* BEGIN Data for this exercise *
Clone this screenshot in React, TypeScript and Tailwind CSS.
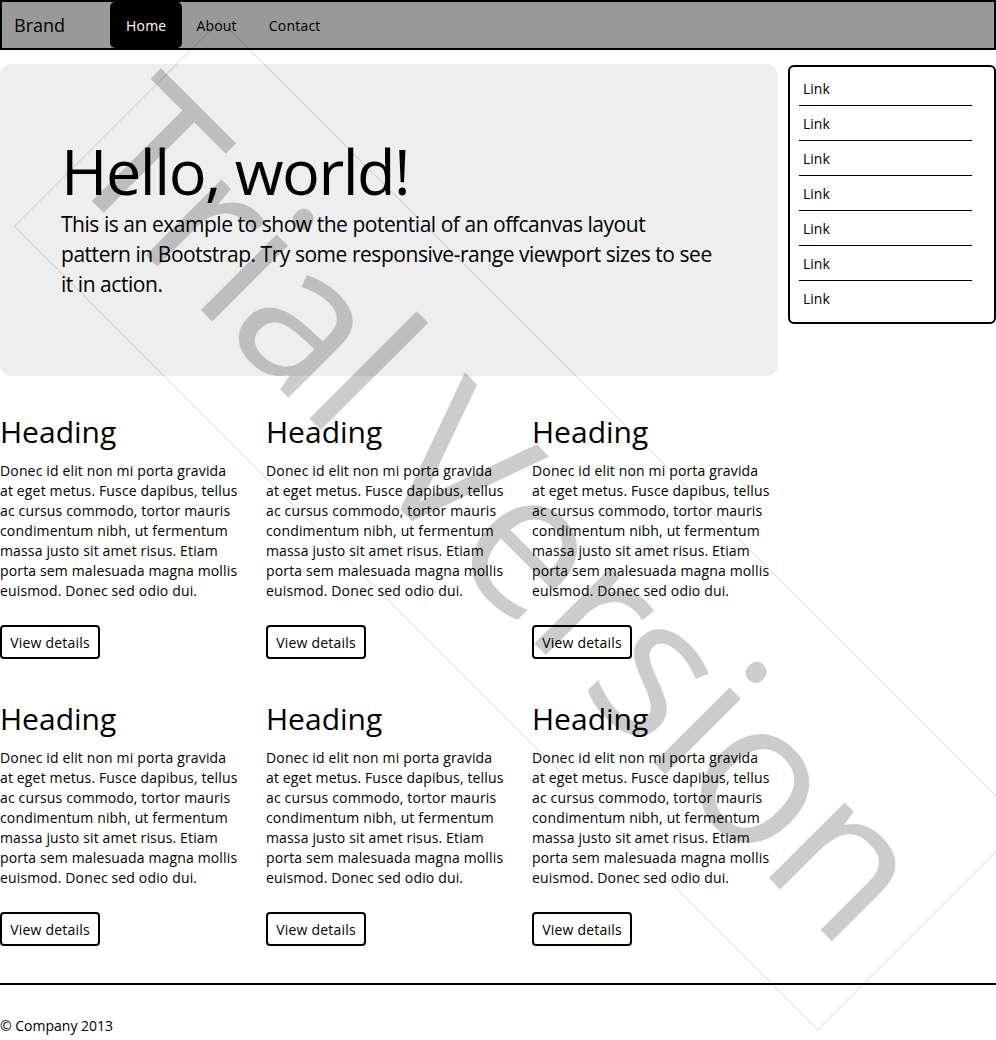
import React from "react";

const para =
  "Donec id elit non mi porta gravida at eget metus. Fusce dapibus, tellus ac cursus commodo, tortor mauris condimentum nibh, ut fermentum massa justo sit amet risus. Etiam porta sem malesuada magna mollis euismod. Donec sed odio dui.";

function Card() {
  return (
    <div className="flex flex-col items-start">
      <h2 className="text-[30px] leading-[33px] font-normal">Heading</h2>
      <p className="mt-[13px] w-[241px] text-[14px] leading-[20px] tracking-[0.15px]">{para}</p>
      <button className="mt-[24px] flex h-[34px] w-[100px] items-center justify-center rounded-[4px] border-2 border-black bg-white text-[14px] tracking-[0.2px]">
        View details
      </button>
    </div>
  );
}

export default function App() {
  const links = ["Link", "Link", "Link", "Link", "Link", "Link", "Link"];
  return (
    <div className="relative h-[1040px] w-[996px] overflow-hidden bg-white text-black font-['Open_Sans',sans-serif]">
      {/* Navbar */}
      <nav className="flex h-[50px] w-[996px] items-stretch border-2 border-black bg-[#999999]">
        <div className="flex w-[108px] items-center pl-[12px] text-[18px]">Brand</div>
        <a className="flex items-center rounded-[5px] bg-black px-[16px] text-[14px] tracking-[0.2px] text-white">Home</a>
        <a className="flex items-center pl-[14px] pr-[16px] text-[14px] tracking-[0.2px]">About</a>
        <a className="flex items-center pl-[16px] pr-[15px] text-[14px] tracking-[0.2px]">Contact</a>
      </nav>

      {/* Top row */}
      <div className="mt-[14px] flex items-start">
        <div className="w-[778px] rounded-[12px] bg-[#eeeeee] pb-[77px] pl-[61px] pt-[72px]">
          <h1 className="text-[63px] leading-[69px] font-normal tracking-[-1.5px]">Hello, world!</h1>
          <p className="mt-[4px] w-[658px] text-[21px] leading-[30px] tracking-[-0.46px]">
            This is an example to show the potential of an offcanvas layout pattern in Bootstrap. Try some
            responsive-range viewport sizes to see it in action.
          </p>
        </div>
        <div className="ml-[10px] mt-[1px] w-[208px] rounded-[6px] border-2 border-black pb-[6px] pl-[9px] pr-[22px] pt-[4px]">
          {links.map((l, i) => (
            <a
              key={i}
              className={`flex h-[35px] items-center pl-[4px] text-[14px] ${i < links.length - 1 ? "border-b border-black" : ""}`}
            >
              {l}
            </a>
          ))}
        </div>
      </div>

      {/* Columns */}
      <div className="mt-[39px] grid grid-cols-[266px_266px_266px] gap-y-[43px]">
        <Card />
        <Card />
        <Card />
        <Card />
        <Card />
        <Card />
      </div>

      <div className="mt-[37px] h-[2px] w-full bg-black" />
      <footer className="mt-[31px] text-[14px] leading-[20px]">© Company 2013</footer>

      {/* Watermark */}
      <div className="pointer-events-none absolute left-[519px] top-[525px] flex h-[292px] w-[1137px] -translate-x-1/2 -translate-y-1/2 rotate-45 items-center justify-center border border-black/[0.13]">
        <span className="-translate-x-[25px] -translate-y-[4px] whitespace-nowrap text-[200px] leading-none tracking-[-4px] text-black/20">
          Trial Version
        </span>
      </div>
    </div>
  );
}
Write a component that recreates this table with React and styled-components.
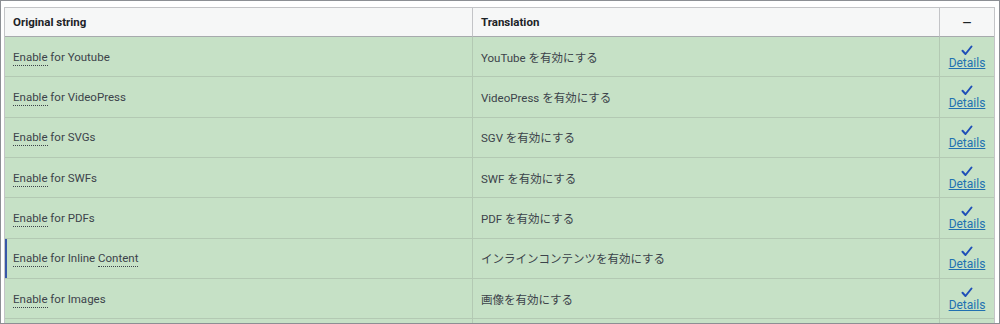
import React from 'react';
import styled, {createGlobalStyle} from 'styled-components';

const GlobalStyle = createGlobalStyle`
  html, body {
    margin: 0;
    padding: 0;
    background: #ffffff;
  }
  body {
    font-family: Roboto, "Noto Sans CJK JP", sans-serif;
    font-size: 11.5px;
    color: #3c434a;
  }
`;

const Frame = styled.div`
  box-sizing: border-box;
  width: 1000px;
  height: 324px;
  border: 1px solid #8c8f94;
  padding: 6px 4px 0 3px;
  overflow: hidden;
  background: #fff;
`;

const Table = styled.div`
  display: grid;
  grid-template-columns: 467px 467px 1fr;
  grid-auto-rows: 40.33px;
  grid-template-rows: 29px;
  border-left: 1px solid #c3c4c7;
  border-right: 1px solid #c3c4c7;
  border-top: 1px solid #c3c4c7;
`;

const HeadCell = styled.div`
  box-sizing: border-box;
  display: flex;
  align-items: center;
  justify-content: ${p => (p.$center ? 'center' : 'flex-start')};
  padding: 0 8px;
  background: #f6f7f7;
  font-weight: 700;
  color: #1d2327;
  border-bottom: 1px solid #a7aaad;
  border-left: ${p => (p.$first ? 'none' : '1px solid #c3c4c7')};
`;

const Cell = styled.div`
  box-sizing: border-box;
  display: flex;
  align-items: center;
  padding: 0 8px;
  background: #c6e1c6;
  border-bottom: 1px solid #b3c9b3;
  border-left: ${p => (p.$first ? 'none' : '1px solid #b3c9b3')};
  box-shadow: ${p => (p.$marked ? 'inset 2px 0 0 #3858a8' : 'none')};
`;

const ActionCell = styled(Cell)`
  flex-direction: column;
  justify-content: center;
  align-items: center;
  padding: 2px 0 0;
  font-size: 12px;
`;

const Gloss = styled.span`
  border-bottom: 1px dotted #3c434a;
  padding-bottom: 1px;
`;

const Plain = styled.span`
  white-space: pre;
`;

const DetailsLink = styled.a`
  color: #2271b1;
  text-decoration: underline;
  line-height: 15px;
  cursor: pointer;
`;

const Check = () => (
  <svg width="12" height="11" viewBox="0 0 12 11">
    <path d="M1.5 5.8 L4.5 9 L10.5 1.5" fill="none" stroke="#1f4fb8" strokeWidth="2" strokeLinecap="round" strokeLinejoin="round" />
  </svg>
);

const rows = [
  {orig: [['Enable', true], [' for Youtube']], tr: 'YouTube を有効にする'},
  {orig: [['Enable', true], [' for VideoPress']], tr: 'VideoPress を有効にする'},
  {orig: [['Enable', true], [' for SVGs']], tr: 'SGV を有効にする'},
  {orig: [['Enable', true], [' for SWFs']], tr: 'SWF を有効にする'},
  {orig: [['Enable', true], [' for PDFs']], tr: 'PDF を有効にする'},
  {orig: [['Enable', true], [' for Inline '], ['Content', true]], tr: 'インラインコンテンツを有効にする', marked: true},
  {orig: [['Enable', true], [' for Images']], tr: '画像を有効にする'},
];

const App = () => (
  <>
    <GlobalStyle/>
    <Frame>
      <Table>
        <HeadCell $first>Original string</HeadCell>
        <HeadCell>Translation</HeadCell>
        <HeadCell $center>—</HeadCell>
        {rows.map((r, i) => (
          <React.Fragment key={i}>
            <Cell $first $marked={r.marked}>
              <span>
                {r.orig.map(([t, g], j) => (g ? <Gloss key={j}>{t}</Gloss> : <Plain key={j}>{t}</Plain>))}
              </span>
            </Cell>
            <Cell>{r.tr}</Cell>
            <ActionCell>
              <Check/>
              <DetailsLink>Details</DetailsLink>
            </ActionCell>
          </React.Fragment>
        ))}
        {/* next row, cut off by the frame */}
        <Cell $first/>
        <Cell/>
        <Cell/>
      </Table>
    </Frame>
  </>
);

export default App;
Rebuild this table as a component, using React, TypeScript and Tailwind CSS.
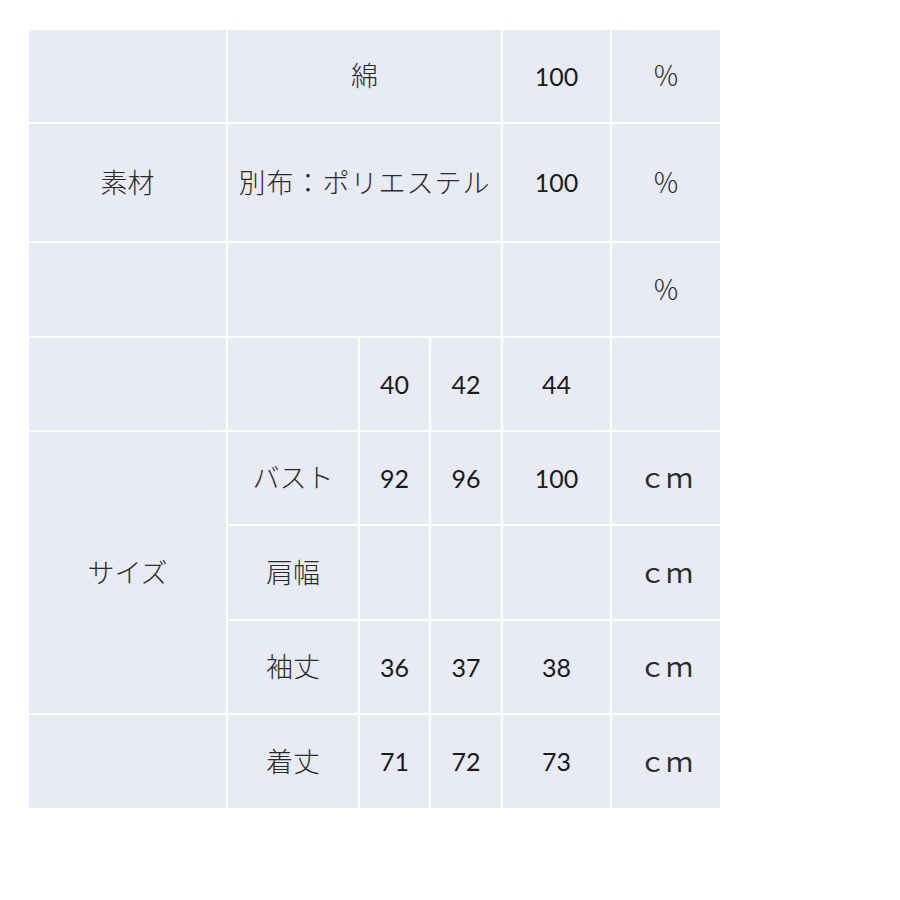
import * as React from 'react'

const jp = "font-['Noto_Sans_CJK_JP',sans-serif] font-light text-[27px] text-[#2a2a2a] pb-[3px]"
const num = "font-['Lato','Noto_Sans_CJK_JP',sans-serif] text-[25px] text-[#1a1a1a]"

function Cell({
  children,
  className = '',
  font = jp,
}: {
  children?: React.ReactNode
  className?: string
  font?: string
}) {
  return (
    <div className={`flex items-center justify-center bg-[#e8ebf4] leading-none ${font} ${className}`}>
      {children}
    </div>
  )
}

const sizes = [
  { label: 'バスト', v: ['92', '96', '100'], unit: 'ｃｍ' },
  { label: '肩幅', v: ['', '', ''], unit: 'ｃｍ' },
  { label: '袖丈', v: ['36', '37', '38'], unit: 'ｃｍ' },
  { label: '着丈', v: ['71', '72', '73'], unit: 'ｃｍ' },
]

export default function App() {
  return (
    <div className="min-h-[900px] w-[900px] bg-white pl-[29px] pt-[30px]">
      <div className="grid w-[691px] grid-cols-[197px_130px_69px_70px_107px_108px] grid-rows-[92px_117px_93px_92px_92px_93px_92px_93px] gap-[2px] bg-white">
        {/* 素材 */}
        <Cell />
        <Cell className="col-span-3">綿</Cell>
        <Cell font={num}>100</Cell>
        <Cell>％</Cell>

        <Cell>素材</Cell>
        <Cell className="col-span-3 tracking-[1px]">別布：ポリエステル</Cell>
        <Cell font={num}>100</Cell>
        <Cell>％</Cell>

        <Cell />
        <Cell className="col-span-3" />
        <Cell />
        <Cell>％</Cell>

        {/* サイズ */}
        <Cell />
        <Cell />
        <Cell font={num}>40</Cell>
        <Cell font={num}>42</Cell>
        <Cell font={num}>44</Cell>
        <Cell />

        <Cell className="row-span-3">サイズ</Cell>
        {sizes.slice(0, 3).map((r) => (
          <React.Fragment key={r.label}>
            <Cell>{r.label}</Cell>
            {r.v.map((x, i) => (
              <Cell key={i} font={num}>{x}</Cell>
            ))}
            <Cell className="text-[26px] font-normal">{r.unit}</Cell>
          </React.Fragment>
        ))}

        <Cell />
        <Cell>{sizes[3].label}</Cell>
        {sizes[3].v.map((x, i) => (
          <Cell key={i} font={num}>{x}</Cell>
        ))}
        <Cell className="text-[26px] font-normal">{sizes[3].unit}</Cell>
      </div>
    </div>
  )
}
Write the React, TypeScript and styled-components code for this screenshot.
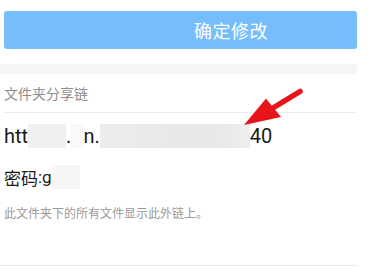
* END Data for this exercise *
● Given exercise
Take the lines from the start of the material to the line with "id elit non", both included, and transcribe them exactly without the pictures.

● Solution to the problem
Clone this screenshot in React, TypeScript and Tailwind CSS.
import React from "react";

const para =
  "Donec id elit non mi porta gravida at eget metus. Fusce dapibus, tellus ac cursus commodo, tortor mauris condimentum nibh, ut fermentum massa justo sit amet risus. Etiam porta sem malesuada magna mollis euismod. Donec sed odio dui.";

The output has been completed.